According to the tradition, the presence of the king and the royal family caused the whole parliament to stand and sing the royal Anthem. But the opening of the parliament was mainly dominated by the Prime Minister and his predictions for the coming year. It was a cautiously optimistic Prime Minister that addressed the parliament.
"There are ever more signs now indicating that both the global and the Swedish economies are beginning to stabilise. We seem to have weathered the worst of the storms. The risks of a substantial economic downturn have abated."
"However," he said, "the picture on the labour market remains a very gloomy one."
The Prime Minister put the blame for the economic crisis on greedy and irresponsible actors in the financial quarters of New York and London, but claimed his coalition government offered a responsible way out of this. The word "responsible" being one of the most frequently used in his speech.
He was careful to paint the picture of the government alliance as focusing on what he calls the "work-first principle" and contrasting it to what he claims is the Social Democrats "benefits principle", where a lot of people are excluded from working life - and stuck on benefits even when the economy turns around.
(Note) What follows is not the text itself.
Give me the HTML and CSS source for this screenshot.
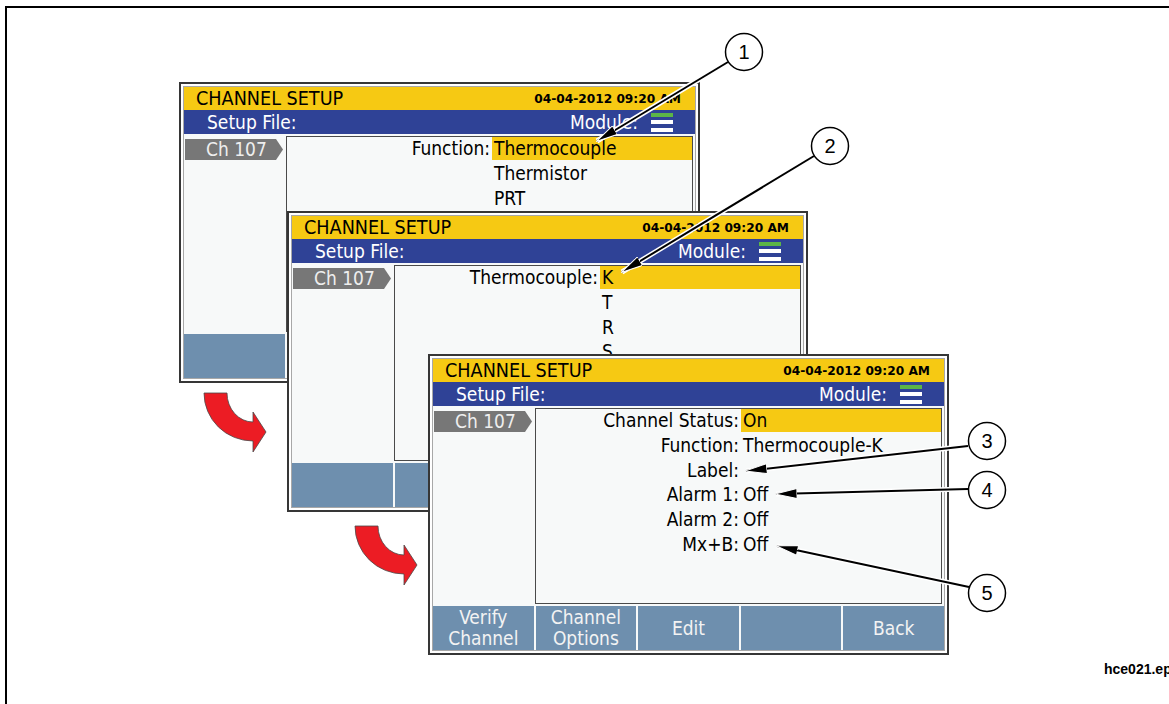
FILE: index.html
```html
<html>
  <head>
    <link rel="stylesheet" href="styles.css">
  </head>
  <body>
    <div class="frame">

      <div class="screen s1">
        <div class="lcd">
          <div class="title"><span class="name">CHANNEL SETUP</span><span class="clock">04-04-2012 09:20 AM</span></div>
          <div class="fileBar"><span>Setup File:</span><span class="module">Module: <i class="modIcon"><b></b><b></b><b></b></i></span></div>
          <div class="body">
            <div class="side"><div class="ch">Ch 107</div></div>
            <div class="list">
              <div class="k">Function:</div><div class="v sel">Thermocouple</div>
              <div class="k"></div><div class="v">Thermistor</div>
              <div class="k"></div><div class="v">PRT</div>
            </div>
          </div>
          <div class="keys">
            <div class="key"></div><div class="key"></div><div class="key"></div><div class="key"></div><div class="key"></div>
          </div>
        </div>
      </div>

      <div class="screen s2">
        <div class="lcd">
          <div class="title"><span class="name">CHANNEL SETUP</span><span class="clock">04-04-2012 09:20 AM</span></div>
          <div class="fileBar"><span>Setup File:</span><span class="module">Module: <i class="modIcon"><b></b><b></b><b></b></i></span></div>
          <div class="body">
            <div class="side"><div class="ch">Ch 107</div></div>
            <div class="list">
              <div class="k">Thermocouple:</div><div class="v sel">K</div>
              <div class="k"></div><div class="v">T</div>
              <div class="k"></div><div class="v">R</div>
              <div class="k"></div><div class="v">S</div>
            </div>
          </div>
          <div class="keys">
            <div class="key"></div><div class="key"></div><div class="key"></div><div class="key"></div><div class="key"></div>
          </div>
        </div>
      </div>

      <div class="screen s3">
        <div class="lcd">
          <div class="title"><span class="name">CHANNEL SETUP</span><span class="clock">04-04-2012 09:20 AM</span></div>
          <div class="fileBar"><span>Setup File:</span><span class="module">Module: <i class="modIcon"><b></b><b></b><b></b></i></span></div>
          <div class="body">
            <div class="side"><div class="ch">Ch 107</div></div>
            <div class="list">
              <div class="k">Channel Status:</div><div class="v sel">On</div>
              <div class="k">Function:</div><div class="v">Thermocouple-K</div>
              <div class="k">Label:</div><div class="v"></div>
              <div class="k">Alarm 1:</div><div class="v">Off</div>
              <div class="k">Alarm 2:</div><div class="v">Off</div>
              <div class="k">Mx+B:</div><div class="v">Off</div>
            </div>
          </div>
          <div class="keys">
            <div class="key">Verify<br>Channel</div>
            <div class="key">Channel<br>Options</div>
            <div class="key">Edit</div>
            <div class="key"></div>
            <div class="key">Back</div>
          </div>
        </div>
      </div>

      <!-- callouts and flow arrows, page coordinates -->
      <svg class="marks" viewBox="0 0 1169 704">
        <defs>
          <marker id="tip" viewBox="0 0 22 10" refX="21" refY="5" markerWidth="22" markerHeight="10" markerUnits="userSpaceOnUse" orient="auto">
            <path d="M0,0 L22,5 L0,10 Z" fill="#000" stroke="#fff" stroke-width="1"/>
          </marker>
        </defs>
        <g class="halo">
          <line x1="728" y1="62" x2="597" y2="141"/>
          <line x1="814" y1="156" x2="622" y2="272"/>
          <line x1="968" y1="446" x2="746" y2="471"/>
          <line x1="968" y1="489" x2="776" y2="494"/>
          <line x1="969" y1="587" x2="777" y2="546"/>
        </g>
        <g class="lead">
          <line x1="728" y1="62" x2="597" y2="141"/>
          <line x1="814" y1="156" x2="622" y2="272"/>
          <line x1="968" y1="446" x2="746" y2="471"/>
          <line x1="968" y1="489" x2="776" y2="494"/>
          <line x1="969" y1="587" x2="777" y2="546"/>
        </g>
        <g class="bubble">
          <circle cx="744" cy="52" r="18.5"/><text x="744" y="59">1</text>
          <circle cx="830" cy="146" r="18.5"/><text x="830" y="153">2</text>
          <circle cx="987" cy="441" r="18.5"/><text x="987" y="448">3</text>
          <circle cx="987" cy="490" r="18.5"/><text x="987" y="497">4</text>
          <circle cx="987" cy="593" r="18.5"/><text x="987" y="600">5</text>
        </g>
        <path class="flow" transform="translate(200,390)" d="M4,3 L27,3 A26,29 0 0 0 53,32 L53,22 L66,42 L53,62 L53,51 A49,48 0 0 1 4,3 Z"/>
        <path class="flow" transform="translate(351,523)" d="M4,3 L27,3 A26,29 0 0 0 53,32 L53,22 L66,42 L53,62 L53,51 A49,48 0 0 1 4,3 Z"/>
      </svg>

      <div class="eps">hce021.eps</div>
    </div>
  </body>
</html>
```

FILE: styles.css
```css
*{
  margin: 0;
  padding: 0;
  box-sizing: border-box;
}
body{
  background: #fff;
  overflow: hidden;
  width: 1169px;
  height: 704px;
}
.frame{
  position: relative;
  margin: 6px 0 0 5px;
  width: 1300px;
  height: 800px;
  border-top: 2px solid #000;
  border-left: 2px solid #000;
}

/* instrument screens */
.screen{
  position: absolute;
  width: 521px;
  height: 301px;
  border: 2px solid #363636;
  padding: 2px;
  background: #fff;
}
.s1{ left: 172px; top: 74px; }
.s2{ left: 280px; top: 203px; }
.s3{ left: 421px; top: 346px; }

.lcd{
  height: 100%;
  border: 1px solid #a8a8a8;
  background: #f7f9f9;
  display: flex;
  flex-direction: column;
  font-family: "DejaVu Sans Condensed", "DejaVu Sans", sans-serif;
  font-stretch: condensed;
  font-size: 19px;
  color: #000;
}
.title{
  height: 23px;
  background: #f6c913;
  display: flex;
  justify-content: space-between;
  align-items: center;
  padding: 0 14px 0 12px;
}
.name{
  font-size: 19.6px;
}
.clock{
  font-family: "DejaVu Sans", sans-serif;
  font-stretch: normal;
  font-weight: bold;
  font-size: 12.2px;
}
.fileBar{
  height: 24px;
  background: #2f4296;
  color: #fff;
  display: flex;
  justify-content: space-between;
  align-items: center;
  padding: 0 22px 0 23px;
}
.module{
  display: flex;
  align-items: center;
  gap: 13px;
}
.modIcon{
  display: flex;
  flex-direction: column;
  gap: 3.5px;
}
.modIcon b{
  display: block;
  width: 22px;
  height: 4px;
  background: #fff;
}
.modIcon b:first-child{
  background: #5cb547;
}

.body{
  height: 196px;
  margin: 2px 0;
  display: grid;
  grid-template-columns: 101px 1fr;
  column-gap: 1px;
}
.side{
  padding-top: 3px;
}
.ch{
  margin-left: 1px;
  width: 98px;
  height: 21px;
  line-height: 21px;
  padding-left: 21px;
  background: #777;
  color: #eee;
  clip-path: polygon(0 0, 91px 0, 98px 50%, 91px 100%, 0 100%);
}
.list{
  border: 1px solid #4a4a4a;
  margin-right: 2px;
  display: grid;
  grid-template-columns: 205px 1fr;
  grid-auto-rows: 23px;
  row-gap: 1.8px;
  align-content: start;
  line-height: 23px;
  overflow: hidden;
}
.k{
  text-align: right;
  padding-right: 2px;
  white-space: nowrap;
}
.v{
  padding-left: 2px;
  white-space: nowrap;
}
.sel{
  background: #f6c913;
}
.keys{
  height: 44px;
  display: grid;
  grid-template-columns: repeat(5, 1fr);
  gap: 2px;
}
.key{
  background: #6e8fae;
  color: #f3f3f3;
  display: flex;
  align-items: center;
  justify-content: center;
  text-align: center;
  line-height: 21px;
}

/* overlay */
.marks{
  position: absolute;
  left: -7px;
  top: -8px;
  width: 1169px;
  height: 704px;
}
.halo line{
  stroke: #fff;
  stroke-width: 5;
}
.lead line{
  stroke: #000;
  stroke-width: 2;
  marker-end: url(#tip);
}
.bubble circle{
  fill: #fff;
  stroke: #000;
  stroke-width: 1.5;
}
.bubble text{
  font-family: "Liberation Sans", sans-serif;
  font-size: 20px;
  text-anchor: middle;
  fill: #000;
}
.flow{
  fill: #ec1c24;
  stroke: #4a4a4a;
  stroke-width: 0.8;
}
.eps{
  position: absolute;
  left: 1097px;
  top: 653px;
  font-family: "Liberation Sans", sans-serif;
  font-weight: bold;
  font-size: 14px;
  line-height: 16px;
  white-space: nowrap;
}
```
The speech did not include any new announcements. In fact, the government coalition has over the last few weeks leaked such a barrage of new initiatives and proposals of increased funding here and lowering of taxes there - ahead of the budget that is supposed to be presented next week - that they have been criticised by the opposition for not respecting the role of the chamber, as a central scene for the democratic process.
With this strategy, the government has managed to maintain the initiative, and the opposition has been left a bit on the back foot. The leader of the opposition, Social Democrat leader Mona Sahlin, was however scathing in her criticism of the Statement of Government Policy.
"It is a surprisingly satisfied Prime Minister who sounded as if the mass unemployment did not exist and as if the number of people in exclusion had not increased." She pointed out that Sweden has a higher unemployment than many other countries in Europe and that the youth unemployment is among the highest in the EU and she blames the Government for worsening the job situation is Sweden.
Instead Mona Sahlin would have liked to hear the Prime Minister say: "I deeply regret what we have done and realise now that lowering the taxes for those who already have a job was wrong. I regret it and will change my policies so that we invest in new jobs, welfare, climate investments, and see to that we who already have a job carry the burdens more than those who are excluded."
One year left to the elections, and the debate is sure to continue and get hotter. The one person, who is sure that 2010 will be a year to remember, is the Swedish King,"at least" he said "in my family". He was referring to the planned weddings of his two daughters in 2010.